Research Topics

We are conducting a wide range of topics centered on spoken language processing and dialogue, emphasizing both theoretical and practical aspects. Below are the general research areas:

Speech recognition and synthesis
Spoken dialogue systems
Natural language processing
CG agent interaction
Avatar communication support

In recent years, the emergence of neural networks, particularly large language models (LLMs), has significantly transformed these research fields. Below, we introduce the research content and examples of specific research themes for each area.

(Last updated: 2024/12)

Speech Recognition and Synthesis

Speech processing technologies that transcribes speech audio data into text and assigns time labels, such as speaker and context, forms the foundation of speech media processing. The process involves various information processing technologies, from signal processing to language processing and speech understanding. Lee Lab has been conducting research on speech recognition for years. Recently, we have also expanded our field into speech synthesis research for unified speech processing.

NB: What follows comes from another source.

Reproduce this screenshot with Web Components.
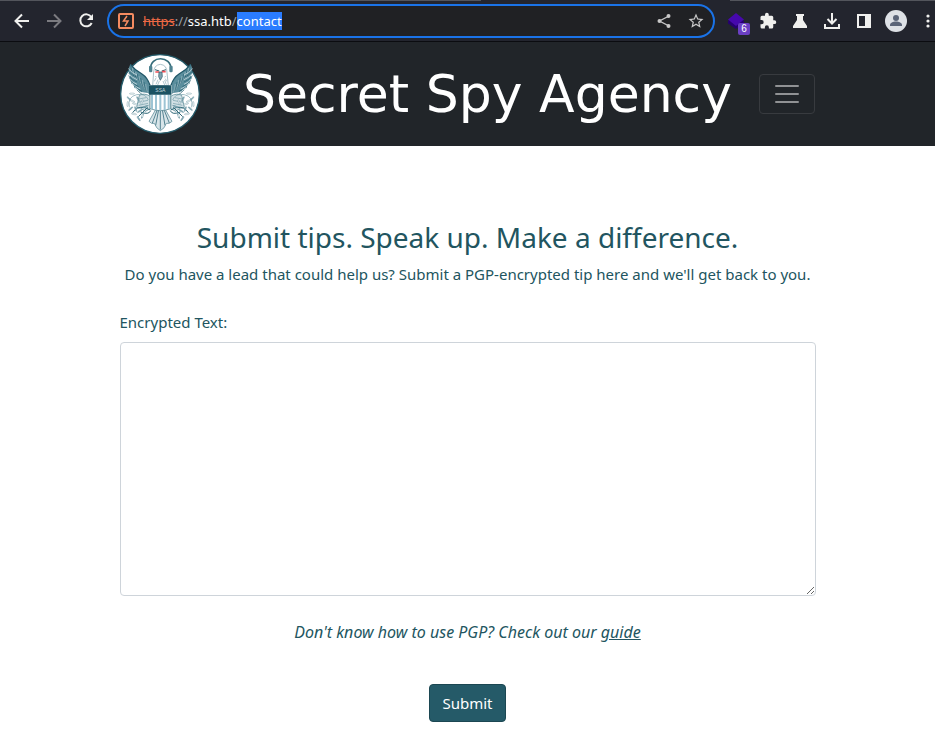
<!DOCTYPE html>
<html lang="en">
<head>
  <meta charset="utf-8">
  <meta name="viewport" content="width=device-width, initial-scale=1">
  <title>Secret Spy Agency | Contact</title>
  <style>
    body {
      margin: 0;
      background: #fff;
      color: #225560;
      font-family: "Noto Sans", sans-serif;
      font-size: 15px;
      line-height: 24px;
    }
  </style>
</head>
<body>
  <browser-toolbar></browser-toolbar>
  <site-header name="Secret Spy Agency"></site-header>
  <tip-form>
    <span slot="title">Submit tips. Speak up. Make a difference.</span>
    <span slot="lead">Do you have a lead that could help us? Submit a PGP-encrypted tip here and we'll get back to you.</span>
  </tip-form>

  <script>
    class ToolButton extends HTMLElement {
      constructor() {
        super();
        this.attachShadow({ mode: 'open' });
      }

      connectedCallback() {
        this.shadowRoot.innerHTML = `
          <style>
            :host {
              display: block;
              flex: none;
              width: 32px;
              height: 32px;
              color: #f0f0ee;
            }
            :host([muted]) { color: #7b7b80; }
            button {
              display: grid;
              place-items: center;
              width: 100%;
              height: 100%;
              padding: 0;
              border: 0;
              background: none;
              color: inherit;
            }
          </style>
          <button type="button" aria-label="${this.getAttribute('label')}"><slot></slot></button>
        `;
      }
    }
    customElements.define('tool-button', ToolButton);

    class AddressBar extends HTMLElement {
      constructor() {
        super();
        this.attachShadow({ mode: 'open' });
      }

      connectedCallback() {
        this.shadowRoot.innerHTML = `
          <style>
            :host {
              display: flex;
              align-items: center;
              flex: 1;
              min-width: 0;
              box-sizing: border-box;
              height: 34px;
              padding: 0 1px 0 8px;
              border: 2px solid #1a73e8;
              border-radius: 17px;
              background: #202124;
              color: #fff;
              font-size: 13px;
              line-height: 18px;
            }
            .url {
              flex: 1;
              margin-left: 8px;
              outline: none;
              white-space: nowrap;
              overflow: hidden;
            }
            .scheme {
              color: #ee6a45;
              text-decoration: line-through;
            }
            .sep { color: #9aa0a6; }
            .selected { background: #2a7cff; }
            tool-button { color: #c8c8c8; }
            svg { display: block; }
          </style>
          <svg width="18" height="18" viewBox="0 0 18 18" fill="none" stroke="#f58b60" stroke-width="2" aria-hidden="true">
            <rect x="2" y="2" width="14" height="14" rx="1"/>
            <path d="M10 4 6.500 9H11L8 14" stroke-width="1.500"/>
          </svg>
          <div class="url" role="textbox" aria-label="Address" contenteditable="true" spellcheck="false"><span class="scheme">https</span><span class="sep">://</span>ssa.htb<span class="sep">/</span><span class="selected">contact</span></div>
          <tool-button label="Share">
            <svg width="16" height="16" viewBox="0 0 16 16" fill="currentColor">
              <path d="M13 3 3.500 8 13 13" fill="none" stroke="currentColor" stroke-width="1.400"/>
              <circle cx="12.500" cy="3" r="2"/><circle cx="3.500" cy="8" r="2"/><circle cx="12.500" cy="13" r="2"/>
            </svg>
          </tool-button>
          <tool-button label="Bookmark this tab">
            <svg width="18" height="18" viewBox="0 0 24 24" fill="currentColor">
              <path d="m22 9.240-7.190-.620L12 2 9.190 8.630 2 9.240l5.460 4.730L5.820 21 12 17.270 18.180 21l-1.630-7.030L22 9.240zM12 15.400l-3.760 2.270 1-4.280-3.320-2.880 4.380-.380L12 6.100l1.710 4.040 4.380.380-3.320 2.880 1 4.280L12 15.400z"/>
            </svg>
          </tool-button>
        `;
      }
    }
    customElements.define('address-bar', AddressBar);

    class BrowserToolbar extends HTMLElement {
      constructor() {
        super();
        this.attachShadow({ mode: 'open' });
      }

      connectedCallback() {
        this.shadowRoot.innerHTML = `
          <style>
            :host {
              display: block;
              overflow: hidden;
              background: #23252e;
              border-bottom: 1px solid #0b0c10;
            }
            .tabs {
              display: flex;
              justify-content: space-between;
              height: 1px;
            }
            .tabs i { background: #53555c; }
            .tabs i:first-child { flex: 0 1 481px; }
            .tabs i:last-child { flex: 0 1 205px; }
            .bar {
              display: flex;
              align-items: center;
              height: 40px;
              padding-left: 6px;
            }
            address-bar { margin: 0 5px; }
            .tools {
              display: flex;
              flex: none;
              margin-right: -9px;
            }
            svg { display: block; }
            .ext {
              position: relative;
              width: 20px;
              height: 20px;
            }
            .count {
              position: absolute;
              left: 12px;
              top: 12px;
              width: 12px;
              border-radius: 2px;
              background: #6b3fc4;
              color: #fff;
              font-size: 10px;
              line-height: 12px;
              text-align: center;
            }
          </style>
          <div class="tabs"><i></i><i></i></div>
          <div class="bar">
            <tool-button label="Back">
              <svg width="16" height="16" viewBox="0 0 16 16" fill="none" stroke="currentColor" stroke-width="2"><path d="M15 8H2M8 1.500 1.500 8 8 14.500"/></svg>
            </tool-button>
            <tool-button label="Forward" muted>
              <svg width="16" height="16" viewBox="0 0 16 16" fill="none" stroke="currentColor" stroke-width="2"><path d="M1 8h13M8 1.500 14.500 8 8 14.500"/></svg>
            </tool-button>
            <tool-button label="Reload">
              <svg width="16" height="16" viewBox="0 0 16 16"><path d="M13.300 4A6 6 0 1 0 13.700 10" fill="none" stroke="currentColor" stroke-width="2"/><path d="M15 1v6H9z" fill="currentColor"/></svg>
            </tool-button>
            <address-bar></address-bar>
            <div class="tools">
              <tool-button label="Wappalyzer">
                <div class="ext">
                  <svg width="20" height="20" viewBox="0 0 20 20"><path d="M2 9.500v3L10 18l8-5.500v-3z" fill="#260070"/><path d="m10 2 8 6.500-8 6.500-8-6.500z" fill="#4608ad"/></svg>
                  <span class="count">6</span>
                </div>
              </tool-button>
              <tool-button label="Extensions">
                <svg width="18" height="18" viewBox="0 0 24 24" fill="currentColor"><path d="M20.500 11H19V7a2 2 0 0 0-2-2h-4V3.500a2.500 2.500 0 0 0-5 0V5H4a2 2 0 0 0-2 2v3.800h1.500a2.700 2.700 0 0 1 0 5.400H2V20a2 2 0 0 0 2 2h3.800v-1.500a2.700 2.700 0 0 1 5.400 0V22H17a2 2 0 0 0 2-2v-4h1.500a2.500 2.500 0 0 0 0-5z"/></svg>
              </tool-button>
              <tool-button label="Labs">
                <svg width="16" height="16" viewBox="0 0 16 16" fill="currentColor"><path d="M4 1h8v2h-1v4l4 6v2H1v-2l4-6V3H4z"/></svg>
              </tool-button>
              <tool-button label="Downloads">
                <svg width="18" height="18" viewBox="0 0 18 18" fill="none" stroke="currentColor" stroke-width="2"><path d="M9 1v10M4.500 7 9 11.500 13.500 7M2 12v4h14v-4"/></svg>
              </tool-button>
              <tool-button label="Side panel">
                <svg width="16" height="16" viewBox="0 0 16 16"><path d="M1 1h14v14H1zM3 3v10h6V3z" fill="currentColor" fill-rule="evenodd"/></svg>
              </tool-button>
              <tool-button label="Profile">
                <svg width="22" height="22" viewBox="0 0 22 22"><circle cx="11" cy="11" r="11" fill="#dee1e6"/><circle cx="11" cy="8" r="3" fill="#5b6478"/><path d="M5 16v-1c0-2 3-3.500 6-3.500s6 1.500 6 3.500v1z" fill="#5b6478"/></svg>
              </tool-button>
              <tool-button label="Menu">
                <svg width="16" height="16" viewBox="0 0 16 16" fill="currentColor"><circle cx="8" cy="3" r="1.600"/><circle cx="8" cy="8" r="1.600"/><circle cx="8" cy="13" r="1.600"/></svg>
              </tool-button>
            </div>
          </div>
        `;
      }
    }
    customElements.define('browser-toolbar', BrowserToolbar);

    class AgencySeal extends HTMLElement {
      constructor() {
        super();
        this.attachShadow({ mode: 'open' });
      }

      // one wing, the talon below it and half of the olive branch
      side() {
        let feathers = '';
        for (let i = 0; i < 10; i++) {
          const x = 32 + i * 5;
          const y = 36 + i * 6;
          feathers += `<path d="M${x} ${y}Q${x + 3} ${y + 30} ${64 + i * 3} ${86 + i * 4}" stroke="${i % 2 ? '#9dbbc4' : '#2c6575'}"/>`;
        }
        // jagged outer tips
        for (let i = 0; i < 10; i++) {
          const y = 44 + i * 7;
          const x = 25 + Math.max(0, i - 4) * 5;
          feathers += `<path d="M${x} ${y}q12 14 26 19" stroke="${i % 2 ? '#215a6b' : '#e3edf0'}"/>`;
        }
        let leaves = '';
        const spots = [[36, 119], [27, 134], [23, 150], [32, 164], [42, 180], [56, 194], [68, 184], [59, 171], [45, 150], [54, 135], [66, 144], [76, 158], [37, 141], [47, 165]];
        spots.forEach(([x, y], i) => {
          leaves += `<ellipse cx="${x}" cy="${y}" rx="8" ry="2" transform="rotate(${i * 47} ${x} ${y})" fill="${i % 2 ? '#8aafba' : '#fff'}" stroke="#4f8290" stroke-width="1"/>`;
        });
        return `
          <path d="M31 30 26 44l3 6-4 8 5 7-3 8 7 7-1 8 9 6 1 8 11 3 4 8 30 5V92Q82 70 66 60 46 48 31 30Z" fill="#5b8e9d"/>
          <g fill="none" stroke-width="2">${feathers}</g>
          <path d="M31 31Q45 49 66 60 82 70 90 94" fill="none" stroke="#205768" stroke-width="4"/>
          <path d="M58 124Q74 116 91 127V164L76 172Q61 159 50 160Z" fill="#d3e1e5" stroke="#417887" stroke-width="2"/>
          <path d="M28 160Q22 128 50 122 77 117 85 138M56 135l22-4M54 145l30-6M56 154l28-6M62 161l24-7" fill="none" stroke="#6f9ba8" stroke-width="2"/>
          <path d="M38 176Q50 157 73 160L91 168M55 188 83 160M65 193 71 176M62 174Q86 184 92 170" fill="none" stroke="#2f6878" stroke-width="3"/>
          ${leaves}
        `;
      }

      connectedCallback() {
        const side = this.side();
        this.shadowRoot.innerHTML = `
          <style>
            :host {
              display: block;
              width: 80px;
              height: 80px;
            }
            svg { display: block; width: 100%; height: 100%; }
          </style>
          <svg viewBox="0 0 240 240" role="img" aria-label="Agency seal">
            <circle cx="120" cy="120" r="118" fill="#fff" stroke="#245b6a" stroke-width="4"/>
            <g>${side}</g>
            <g transform="translate(243 0) scale(-1 1)">${side}</g>
            <path d="M108 165 87 202q9 10 16 6 6 16 18 22 13-6 18-22 9 3 17-6l-21-37z" fill="#d8e5e9" stroke="#4a7f8d" stroke-width="2"/>
            <path d="m112 167-15 40m19-40-9 47m14-47v60m6-60 8 47m-3-47 16 40" stroke="#548391" stroke-width="3"/>
            <path d="M101 54Q102 33 121 31 141 33 141 56L145 95H98Z" fill="#fff" stroke="#7fa2ad" stroke-width="2"/>
            <path d="m103 82 5-10m0 19 6-14m-1 16 5-12m16 12-5-12m10 11-5-14m6 4-4-8M106 66l3 4m28-4-3 4" fill="none" stroke="#8bacb6" stroke-width="2"/>
            <path d="M92 45C89 4 154 4 153 46" fill="none" stroke="#356c7a" stroke-width="5"/>
            <rect x="87" y="35" width="10" height="20" rx="4" fill="#4e8290"/>
            <rect x="148" y="35" width="10" height="20" rx="4" fill="#4e8290"/>
            <path d="m105 47 13 4M138 47l-13 4" stroke="#315d6b" stroke-width="3"/>
            <path d="M106 54h11M126 53h11" stroke="#ef4f56" stroke-width="5"/>
            <path d="M117 54h9l1 14-6 11-5-11z" fill="#7da2af" stroke="#31596a" stroke-width="2"/>
            <path d="M90 117h62v47q-17 6-31 6t-31-6z" fill="#fff" stroke="#356c7a" stroke-width="2"/>
            <path d="M96 122v43M108 122v46M121 122v47M134 122v46M146 122v43" stroke="#9dc4d4" stroke-width="6"/>
            <rect x="87" y="94" width="67" height="28" rx="2" fill="#1b5262"/>
            <text x="121" y="113" text-anchor="middle" fill="#c3d6dc" font-family="Liberation Sans, sans-serif" font-size="15">SSA</text>
          </svg>
        `;
      }
    }
    customElements.define('agency-seal', AgencySeal);

    class SiteHeader extends HTMLElement {
      constructor() {
        super();
        this.attachShadow({ mode: 'open' });
      }

      connectedCallback() {
        this.shadowRoot.innerHTML = `
          <style>
            :host {
              display: block;
              padding: 12px;
              background: #212529;
            }
            nav {
              display: flex;
              align-items: center;
              justify-content: space-between;
              max-width: 696px;
              margin: 0 auto;
            }
            a {
              color: #fff;
              text-decoration: none;
            }
            .name {
              margin-left: 16px;
              font-family: "DejaVu Sans", sans-serif;
              font-size: 52px;
              line-height: 64px;
            }
            button {
              box-sizing: border-box;
              width: 56px;
              height: 40px;
              padding: 4px 12px;
              border: 1px solid #383b3f;
              border-radius: 4px;
              background: none;
            }
            svg { display: block; }
          </style>
          <nav>
            <a href="#home" aria-label="Home"><agency-seal></agency-seal></a>
            <a class="name" href="#home">${this.getAttribute('name')}</a>
            <button type="button" aria-label="Toggle navigation">
              <svg width="30" height="30" viewBox="0 0 30 30" fill="none" stroke="#909294" stroke-width="2" stroke-linecap="round"><path d="M4 7h22M4 15h22M4 23h22"/></svg>
            </button>
          </nav>
        `;
      }
    }
    customElements.define('site-header', SiteHeader);

    class TipForm extends HTMLElement {
      constructor() {
        super();
        this.attachShadow({ mode: 'open' });
      }

      connectedCallback() {
        this.shadowRoot.innerHTML = `
          <style>
            :host {
              display: block;
              max-width: 696px;
              margin: 0 auto;
              padding: 72px 12px 0;
            }
            h2, p {
              margin: 0;
              text-align: center;
            }
            h2 {
              margin-bottom: 6px;
              font-size: 28px;
              font-weight: 400;
              line-height: 38px;
            }
            form {
              display: flex;
              flex-direction: column;
              margin-top: 24px;
            }
            label { margin-bottom: 8px; }
            textarea {
              display: block;
              box-sizing: border-box;
              width: 100%;
              height: 254px;
              padding: 6px 12px;
              border: 1px solid #ced4da;
              border-radius: 4px;
              background: #fff;
              color: #212529;
              font: inherit;
              resize: vertical;
            }
            .hint {
              margin: 24px 0 40px;
              font-size: 16px;
              font-style: italic;
            }
            a { color: inherit; }
            button {
              align-self: center;
              padding: 6px 12px;
              border: 1px solid #1c4752;
              border-radius: 4px;
              background: #255a68;
              color: #fff;
              font: inherit;
            }
          </style>
          <h2><slot name="title"></slot></h2>
          <p><slot name="lead"></slot></p>
          <form>
            <label for="tip">Encrypted Text:</label>
            <textarea id="tip" name="encrypted_text"></textarea>
            <p class="hint">Don't know how to use PGP? Check out our <a href="#guide">guide</a></p>
            <button type="submit">Submit</button>
          </form>
        `;
      }
    }
    customElements.define('tip-form', TipForm);
  </script>
</body>
</html>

Speech recognition based on data generation via speech synthesis
Speaker diarization
Speech-laugh synthesis

Spoken Dialogue Systems

A simple voice command system can be made by composing speech recognition and synthesis technologies. However, a human-like dialogue system should include much more problem-solving modules to achieve a natural conversation, such as context understanding, recognizing user characteristics, finding conversation goals, devising strategies, detecting errors or mis-understanding, etc.

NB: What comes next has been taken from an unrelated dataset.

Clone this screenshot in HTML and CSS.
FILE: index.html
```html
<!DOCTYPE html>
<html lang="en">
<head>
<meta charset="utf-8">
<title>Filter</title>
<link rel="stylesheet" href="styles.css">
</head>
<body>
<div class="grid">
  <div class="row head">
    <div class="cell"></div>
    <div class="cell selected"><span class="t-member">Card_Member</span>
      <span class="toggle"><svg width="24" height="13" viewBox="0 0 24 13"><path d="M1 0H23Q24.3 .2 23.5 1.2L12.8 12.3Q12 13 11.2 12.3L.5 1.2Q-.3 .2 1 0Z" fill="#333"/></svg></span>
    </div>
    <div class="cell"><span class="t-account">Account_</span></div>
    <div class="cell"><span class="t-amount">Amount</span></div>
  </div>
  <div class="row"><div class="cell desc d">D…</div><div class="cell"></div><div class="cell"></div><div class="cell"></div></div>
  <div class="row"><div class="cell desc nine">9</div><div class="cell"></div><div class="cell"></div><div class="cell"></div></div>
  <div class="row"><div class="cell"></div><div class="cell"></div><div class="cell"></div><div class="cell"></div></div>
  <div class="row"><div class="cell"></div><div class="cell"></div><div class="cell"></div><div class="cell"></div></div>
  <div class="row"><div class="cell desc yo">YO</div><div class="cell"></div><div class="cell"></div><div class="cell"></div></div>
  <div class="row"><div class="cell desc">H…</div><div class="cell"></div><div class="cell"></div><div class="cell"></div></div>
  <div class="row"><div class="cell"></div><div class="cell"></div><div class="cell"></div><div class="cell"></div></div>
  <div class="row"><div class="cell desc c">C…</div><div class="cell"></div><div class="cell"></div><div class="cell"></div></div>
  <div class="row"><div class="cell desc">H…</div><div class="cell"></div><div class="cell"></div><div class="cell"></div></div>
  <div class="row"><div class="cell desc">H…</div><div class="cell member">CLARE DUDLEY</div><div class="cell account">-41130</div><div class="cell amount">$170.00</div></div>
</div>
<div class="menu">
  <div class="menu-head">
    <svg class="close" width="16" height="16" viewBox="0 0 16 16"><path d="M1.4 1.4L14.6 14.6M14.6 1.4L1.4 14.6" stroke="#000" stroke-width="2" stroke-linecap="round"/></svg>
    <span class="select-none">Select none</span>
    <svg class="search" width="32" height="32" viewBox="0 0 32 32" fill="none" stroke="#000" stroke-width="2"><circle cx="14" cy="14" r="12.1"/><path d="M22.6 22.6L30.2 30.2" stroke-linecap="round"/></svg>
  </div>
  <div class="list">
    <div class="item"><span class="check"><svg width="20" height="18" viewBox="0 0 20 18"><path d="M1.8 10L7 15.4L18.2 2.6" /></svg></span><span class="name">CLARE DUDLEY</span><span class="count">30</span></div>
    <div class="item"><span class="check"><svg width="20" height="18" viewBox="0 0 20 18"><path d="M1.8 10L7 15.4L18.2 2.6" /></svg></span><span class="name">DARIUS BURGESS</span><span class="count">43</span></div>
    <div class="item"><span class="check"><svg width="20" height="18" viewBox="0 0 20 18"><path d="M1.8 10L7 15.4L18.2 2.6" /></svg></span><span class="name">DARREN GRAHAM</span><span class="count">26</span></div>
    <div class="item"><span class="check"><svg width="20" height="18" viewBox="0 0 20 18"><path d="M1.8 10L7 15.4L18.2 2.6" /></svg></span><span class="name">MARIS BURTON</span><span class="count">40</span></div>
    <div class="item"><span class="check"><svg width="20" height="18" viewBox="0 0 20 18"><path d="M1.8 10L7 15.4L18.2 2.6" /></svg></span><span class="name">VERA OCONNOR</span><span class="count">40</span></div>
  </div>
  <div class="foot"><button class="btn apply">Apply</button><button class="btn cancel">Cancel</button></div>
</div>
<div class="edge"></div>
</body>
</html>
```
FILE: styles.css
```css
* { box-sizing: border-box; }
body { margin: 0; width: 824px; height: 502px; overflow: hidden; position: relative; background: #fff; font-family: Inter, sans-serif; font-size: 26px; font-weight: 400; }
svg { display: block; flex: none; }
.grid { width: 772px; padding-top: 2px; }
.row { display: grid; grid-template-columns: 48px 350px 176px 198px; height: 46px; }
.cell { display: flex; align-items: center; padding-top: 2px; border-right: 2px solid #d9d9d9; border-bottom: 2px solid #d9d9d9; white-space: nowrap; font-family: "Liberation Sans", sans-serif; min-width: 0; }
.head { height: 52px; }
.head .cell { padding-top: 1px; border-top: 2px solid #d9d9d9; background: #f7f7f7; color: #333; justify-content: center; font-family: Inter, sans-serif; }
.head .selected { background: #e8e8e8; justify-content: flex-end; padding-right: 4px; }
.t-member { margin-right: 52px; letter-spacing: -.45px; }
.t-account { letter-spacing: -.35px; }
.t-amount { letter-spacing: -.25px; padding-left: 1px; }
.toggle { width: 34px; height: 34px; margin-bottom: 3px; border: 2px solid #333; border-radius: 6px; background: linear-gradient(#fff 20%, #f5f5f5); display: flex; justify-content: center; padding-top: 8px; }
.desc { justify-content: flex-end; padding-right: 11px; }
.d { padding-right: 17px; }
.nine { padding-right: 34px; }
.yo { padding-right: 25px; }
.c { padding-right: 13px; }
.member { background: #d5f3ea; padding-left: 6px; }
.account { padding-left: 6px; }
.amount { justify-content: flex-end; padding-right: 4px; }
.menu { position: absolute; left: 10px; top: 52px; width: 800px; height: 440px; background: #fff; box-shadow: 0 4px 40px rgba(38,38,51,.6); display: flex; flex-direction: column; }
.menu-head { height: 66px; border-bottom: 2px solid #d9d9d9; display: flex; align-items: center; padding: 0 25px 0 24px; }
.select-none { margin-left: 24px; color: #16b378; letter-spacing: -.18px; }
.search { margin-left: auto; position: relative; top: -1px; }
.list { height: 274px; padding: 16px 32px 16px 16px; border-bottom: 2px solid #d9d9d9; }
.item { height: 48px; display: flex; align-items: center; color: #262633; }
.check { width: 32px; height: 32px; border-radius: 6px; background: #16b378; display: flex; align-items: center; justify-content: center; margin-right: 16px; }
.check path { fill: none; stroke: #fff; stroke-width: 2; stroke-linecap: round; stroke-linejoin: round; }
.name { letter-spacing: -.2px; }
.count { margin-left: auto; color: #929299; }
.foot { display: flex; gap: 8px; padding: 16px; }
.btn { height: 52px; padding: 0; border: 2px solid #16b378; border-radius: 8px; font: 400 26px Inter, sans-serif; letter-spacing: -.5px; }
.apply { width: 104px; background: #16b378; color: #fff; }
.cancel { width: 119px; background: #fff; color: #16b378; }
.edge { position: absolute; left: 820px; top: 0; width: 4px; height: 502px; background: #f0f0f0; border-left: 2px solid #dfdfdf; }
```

While traditional research has focused on the individual modules, recent advancements in neural networks allow end-to-end approaches that learn these processes collectively. And namely, the recent large language models (LLMs) has especially improved their accuracy significantly.

Multimodal dialogue systems are also effective for engaging, context-sensitive interactions. A camera input can provide assessment of overall situations, and verbal or non-verbal responses with gestures and emotions makes the dialogue more intuitive.

Building on our extensive experience in practical machine dialogue systems, we collaborate with companies and research projects to conduct comprehensive research on spoken dialogue systems.

In-car voice information guidance systems based on LLMs (in collaboration with an automotive company)
AI simulated patients and automated medical interview evaluation (in collaboration with Fujita Health University)
Remote communication support using information-extracting agents
Spoken dialogue systems as media content

Natural Language Processing

Natural language processing (NLP) is a core technology of dialogue system to determine how to manage the dialogue in text domain. Recently, NLP has progressed dramatically by huge neural networks and large language models. Our lab also has a research topic in the field of NLP, focuses on “human-to-human dialogues”.

Online motivational interview systems
Dialogues aimed at clarifying and verbalizing user thoughts
Narrative processing: extracting character relationships diagram, generating summaries

CG Agent Interaction

When having a conversations with machines, human always prefer human-like appearances since it is a natural way. Our lab focuses on dialogue systems using CG characters with full-body representations capable of physical communication (aka ECA: Embodied Conversational Agent).

While conversation technologies has been emerged to give users much chance to speak to machines, most people still feels strange to talk to a machine, and conversations never be “like a human” to all.

Our lab has a fully integrated original CG-agent system that integrates speech recognition, synthesis, and dialogue technologies with CG agent rendering engine. We conduct wide-ranging research from autonomous CG agents serving as AI front-ends to CG avatars operated by humans.

Physical communication support using CG avatars
Automated generation of behavior and body movements
Design theory of CG agents

In particular, we aim to eliminate discomfort in dialogues with CG agents, enabling effortless, human-like conversations.

Perception of “being an appropriate conversation partner” (dialogue-perception)
CG-specific conversational styles
Affordances for dialogue
Spatial immersion using self-projection avatars
Virtual social touch

Avatar Communication Support

Research on “avatars,” where humans remotely operate robots or CG characters to make conversations and activities, has been ongoing in various fields. Recently, it has become more prominent at online culture, as seen with VTubers who uses CG avatars to communicate. Enabling virtualized conversations with CG avatars is promising so that it can serve to relaxing people’s time and place constraints, protecting privacy, and supporting social participation for people with mobility issues.

Despite its potential, conversations using CG avatars still face challenges and limitations, preventing widespread adoption. Our lab leverages its long-time expertise in CG agent dialogue systems for human-machine dialogue to study CG avatar communication support.

Under the Moonshot Research and Development Program for realizing an avatar-symbiotic society project, we aim to create and socially implement an avatar system that anyone can use, anytime, anywhere.

Research and development of an integrated CG avatar operation system (avatar1000 system)
Defining conversational styles and requirements mediated by CG characters
Real-time behavior generation from speech: Speech2Motion
Collection of avatar operation corpora